As for me? I was exhausted before we even harnessed in. The path to our two climbs lead us shimmying sideways along the ocean bluffs on a 5 inch pathway, holding only a bendy rope. 


“Don’t worry. The next hike in will be easier,” I was told, as we fjorded up a restricted area on the backside of Hong Kong’s peak, jetting over wet boulders that hovered over the skyline, pulling ourselves up hand over hand on a stretchy line of 45 degree boulders. Skyscrapers beneath us, the resting path at the base of the climbing area only a cubic meter wide for all 8 of us to rest, I harnessed myself to a nearby root, hoping that the carabiner would be enough to stabilize my vertigo.


“How do we get out of here?”


“The same way we came in.”


I tried not to look down on the cityscape beneath me or my trembling calves.

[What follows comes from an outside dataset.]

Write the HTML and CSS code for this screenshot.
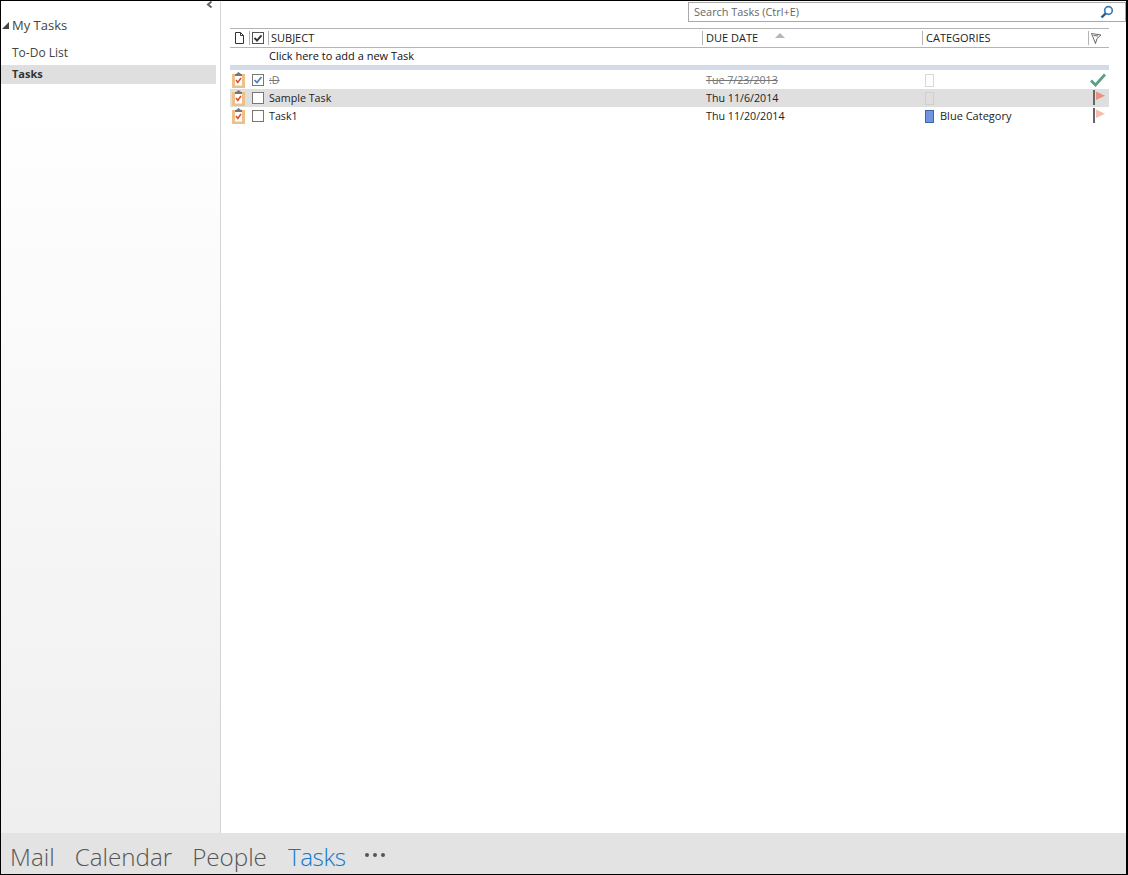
FILE: index.html
```html
<!DOCTYPE html>
<html lang="en">
<head>
    <meta charset="UTF-8">
    <title>Tasks</title>
    <link rel="stylesheet" href="styles.css">
</head>
<body>
    <div class="app">
        <div class="content">
            <aside class="sidebar">
                <div class="collapse-row">
                    <svg width="7" height="7" viewBox="0 0 7 7"><path d="M5.5 0.5 L2 3.5 L5.5 6.5" fill="none" stroke="#666" stroke-width="2"/></svg>
                </div>
                <div class="folder-title">
                    <svg width="7" height="7" viewBox="0 0 7 7"><path d="M0 7 L7 7 L7 0 Z" fill="#444"/></svg>
                    <span>My Tasks</span>
                </div>
                <div class="folder">To-Do List</div>
                <div class="folder active">Tasks</div>
            </aside>
            <main class="main">
                <div class="search-row">
                    <div class="search-box">
                        <span class="search-text">Search Tasks (Ctrl+E)</span>
                        <svg width="14" height="14" viewBox="0 0 14 14"><circle cx="8.5" cy="5.5" r="3.8" fill="none" stroke="#3f7cb5" stroke-width="1.7"/><path d="M5.7 8.3 L1.5 12.5" stroke="#1f5f9e" stroke-width="2.4"/></svg>
                    </div>
                </div>
                <div class="task-table">
                    <div class="row head">
                        <div class="cell cell-icon">
                            <svg width="11" height="12" viewBox="0 0 11 12"><path d="M1.5 0.5 H6.5 L9.5 3.5 V11.5 H1.5 Z M6.5 0.5 V3.5 H9.5" fill="#fff" stroke="#333"/></svg>
                        </div>
                        <div class="cell cell-check sep">
                            <svg width="12" height="12" viewBox="0 0 12 12"><rect x="0.5" y="0.5" width="11" height="11" fill="#fff" stroke="#555"/><path d="M2.5 6 L5 8.5 L9.5 3.3" fill="none" stroke="#333" stroke-width="1.9"/></svg>
                        </div>
                        <div class="cell cell-subject sep">SUBJECT</div>
                        <div class="cell cell-due sep">DUE DATE
                            <svg class="sort" width="10" height="5" viewBox="0 0 10 5"><path d="M0 5 L5 0 L10 5 Z" fill="#b4b6bb"/></svg>
                        </div>
                        <div class="cell cell-cat sep">CATEGORIES</div>
                        <div class="cell cell-flag sep">
                            <svg width="11" height="11" viewBox="0 0 11 11"><path d="M0.5 0.5 L10 2 L6 5.5 L4.5 10.5 Z M2.5 2.5 L7 3" fill="#fff" stroke="#444" stroke-width="0.8"/></svg>
                        </div>
                    </div>
                    <div class="add-row">Click here to add a new Task</div>
                    <div class="band"></div>
                    <div class="row task done">
                        <div class="cell cell-icon"><svg width="13" height="16" viewBox="0 0 13 16"><use href="#task-icon"/></svg></div>
                        <div class="cell cell-check"><span class="check"><svg width="10" height="10" viewBox="0 0 10 10"><path d="M1.5 5 L4 7.5 L8.5 2" fill="none" stroke="#4a7ebb" stroke-width="1.7"/></svg></span></div>
                        <div class="cell cell-subject">:D</div>
                        <div class="cell cell-due">Tue 7/23/2013</div>
                        <div class="cell cell-cat"><span class="swatch"></span></div>
                        <div class="cell cell-flag done-mark">
                            <svg width="16" height="14" viewBox="0 0 16 14"><path d="M1 7.5 L5.5 12 L15 1.5" fill="none" stroke="#5b9f84" stroke-width="2.8"/></svg>
                        </div>
                    </div>
                    <div class="row task selected">
                        <div class="cell cell-icon"><svg width="13" height="16" viewBox="0 0 13 16"><use href="#task-icon"/></svg></div>
                        <div class="cell cell-check"><span class="check"></span></div>
                        <div class="cell cell-subject">Sample Task</div>
                        <div class="cell cell-due">Thu 11/6/2014</div>
                        <div class="cell cell-cat"><span class="swatch"></span></div>
                        <div class="cell cell-flag">
                            <svg width="13" height="16" viewBox="0 0 13 16"><rect x="0" y="0" width="2" height="15" fill="#666"/><path d="M3 1.5 L12 5.8 L3 10 Z" fill="#e8927f"/></svg>
                        </div>
                    </div>
                    <div class="row task">
                        <div class="cell cell-icon"><svg width="13" height="16" viewBox="0 0 13 16"><use href="#task-icon"/></svg></div>
                        <div class="cell cell-check"><span class="check"></span></div>
                        <div class="cell cell-subject">Task1</div>
                        <div class="cell cell-due">Thu 11/20/2014</div>
                        <div class="cell cell-cat"><span class="swatch blue"></span><span class="cat-name">Blue Category</span></div>
                        <div class="cell cell-flag">
                            <svg width="13" height="16" viewBox="0 0 13 16"><rect x="0" y="0" width="2" height="15" fill="#666"/><path d="M3 1.5 L12 5.8 L3 10 Z" fill="#f5bdb0"/></svg>
                        </div>
                    </div>
                </div>
            </main>
        </div>
        <nav class="bottom-nav">
            <span>Mail</span>
            <span>Calendar</span>
            <span>People</span>
            <span class="current">Tasks</span>
            <span class="more"><i></i><i></i><i></i></span>
        </nav>
    </div>

    <svg class="defs" width="0" height="0">
        <symbol id="task-icon" viewBox="0 0 13 16">
            <rect x="0" y="2" width="13" height="14" fill="#ecc088"/>
            <rect x="3" y="4" width="7" height="9.5" fill="#fff"/>
            <path d="M4 2 L6.5 0 L9 2 Z" fill="#777"/>
            <rect x="3" y="2" width="7" height="2" fill="#777"/>
            <path d="M4 8 L5.8 10.5 L9 6" fill="none" stroke="#d9502e" stroke-width="1.6"/>
        </symbol>
    </svg>
</body>
</html>
```

FILE: styles.css
```css
html, body { margin: 0; padding: 0; }
body { font-family: "Open Sans", "Noto Sans", sans-serif; font-size: 11px; color: #222; background-color: #fff; }
.app { width: 1128px; height: 875px; box-sizing: border-box; border: 1px solid #000; border-width: 1px 2px 1px 1px; display: flex; flex-direction: column; overflow: hidden; }
.content { flex: 1; display: flex; min-height: 0; }
.defs { position: absolute; }

.sidebar { width: 220px; box-sizing: border-box; border-right: 1px solid #d4d4d4; background: linear-gradient(#fff 0, #fff 12%, #efefef 100%); }
.collapse-row { height: 9px; display: flex; justify-content: flex-end; padding-right: 7px; }
.collapse-row svg { display: block; }
.folder-title { display: flex; align-items: center; gap: 3px; height: 20px; margin-top: 5px; padding-left: 1px; font-size: 13px; color: #444; }
.folder { height: 19px; line-height: 19px; padding-left: 11px; margin-right: 4px; font-size: 12px; color: #444; }
.folder-title + .folder { margin-top: 8px; margin-bottom: 3px; }
.folder.active { background-color: #dfdfdf; font-weight: bold; font-size: 11px; line-height: 17px; color: #333; }

.main { flex: 1; min-width: 0; }
.search-row { display: flex; justify-content: flex-end; padding-top: 1px; height: 27px; box-sizing: border-box; }
.search-box { width: 438px; height: 20px; box-sizing: border-box; border: 1px solid #a9a9a9; display: flex; align-items: center; justify-content: space-between; padding: 0 11px 0 5px; color: #666; font-size: 10.9px; }
.search-text { padding-bottom: 2px; }

.task-table { width: 879px; margin-left: 9px; }
.row { display: grid; grid-template-columns: 19px 19px 434px 220px 166px 21px; align-items: center; }
.cell { display: flex; align-items: center; height: 100%; box-sizing: border-box; white-space: nowrap; }
.head { height: 20px; border-top: 1px solid #b4b4b4; border-bottom: 1px solid #b4b4b4; box-sizing: border-box; color: #222; font-size: 11px; }
.head .cell { padding-left: 3px; }
.head .cell-subject, .head .cell-due, .head .cell-cat { padding-bottom: 2px; }
.sep { position: relative; }
.sep::before { content: ""; position: absolute; left: 0; top: 2px; bottom: 2px; width: 1px; background-color: #b4b4b4; }
.head .cell-icon { padding-left: 4px; }
.head .cell-due, .head .cell-cat { padding-left: 4px; }
.sort { margin-left: 17px; margin-bottom: 3px; }

.add-row { height: 17px; line-height: 15px; padding-left: 39px; color: #111; font-size: 11px; box-sizing: border-box; }
.band { height: 5px; background-color: #d3dbe8; margin-bottom: 1px; }

.task { height: 18px; font-size: 10.7px; color: #222; }
.task .cell-icon { padding-left: 2px; }
.task .cell-subject { padding-left: 1px; }
.task .cell-due { padding-left: 4px; }
.task .cell-cat { padding-left: 3px; gap: 6px; }
.task .cell-flag { padding-left: 5px; }
.task .cell-flag.done-mark { padding-left: 2px; }
.task.selected { background-color: #dfdfdf; }
.task.done .cell-subject, .task.done .cell-due { color: #777; text-decoration: line-through; }
.check { width: 12px; height: 12px; box-sizing: border-box; border: 1px solid #777; background-color: #fff; margin-left: 3px; display: flex; align-items: center; justify-content: center; }
.swatch { width: 9px; height: 13px; box-sizing: border-box; border: 1px solid #d8d8d8; display: block; }
.selected .swatch { border-color: #cfcfcf; }
.swatch.blue { background-color: #6f94e0; border-color: #3f64ad; }
.cat-name { font-size: 11px; padding-bottom: 2px; }

.bottom-nav { height: 41px; box-sizing: border-box; padding: 6px 0 0 9px; background-color: #e3e3e3; display: flex; align-items: center; gap: 20px; font-size: 24.2px; font-weight: 300; color: #555; flex-shrink: 0; }
.bottom-nav .current { color: #0f78cc; margin-left: 1px; letter-spacing: -0.4px; }
.more { display: flex; gap: 4px; margin-bottom: 4px; margin-left: -1px; }
.more i { width: 4px; height: 4px; border-radius: 50%; background-color: #555; display: block; }
```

I knew I must go up, but I didn’t really see any nice finger holds like I’ve seen in the climbing gym. 


“You have to wait on the rock until your hands find the best options to pull you up. There are always options — some of them are just better than others,” one of the climbers told me.


I never knew becoming a cliff-hanging Spiderwoman could be so spiritual. I prefer my back supported, most often by cushy poolside lounge chairs. I’m not used to finding my balance with my front body, using my core and my heart to navigate a straight up venture. But the only way out is up.


“But what if you make a mistake?” I asked one of the climbers, trying not to whimper as I gaped at the near vertical cliffs. 


“If you are the lead climber, you aren’t roped in fully yet. So you have to be confident. You have to trust yourself and know your limits.”


“And then…”


“Well, you just have to know you will be OK. And if not, you have to be OK with the fall.”


I’m not OK with the fall. I don’t have Freud’s death instinct and I have no fascination with life on the other side. I like my life. But all these people did too. In fact, they were the kindest, most alive group I’ve stumbled upon since crossing into the far East. They had so much life to ingest, so much laughter to risk, and nothing was stopping them from reaching the top.


I have a lot to learn about rock climbing. But harnessed in to a rope, one toe push followed by the next, I became less afraid. I’m no stellar climber for sure, but freedom that doesn’t push up against a freefall perhaps isn’t liberty at all. And while I’ll perhaps spend most Friday night’s singing along to Tom Petty’s freefalling hits, I think there’s something to magical mirage we call stability. 


“Now I’m free…” sing it Mr. Petty. And we all will sing along.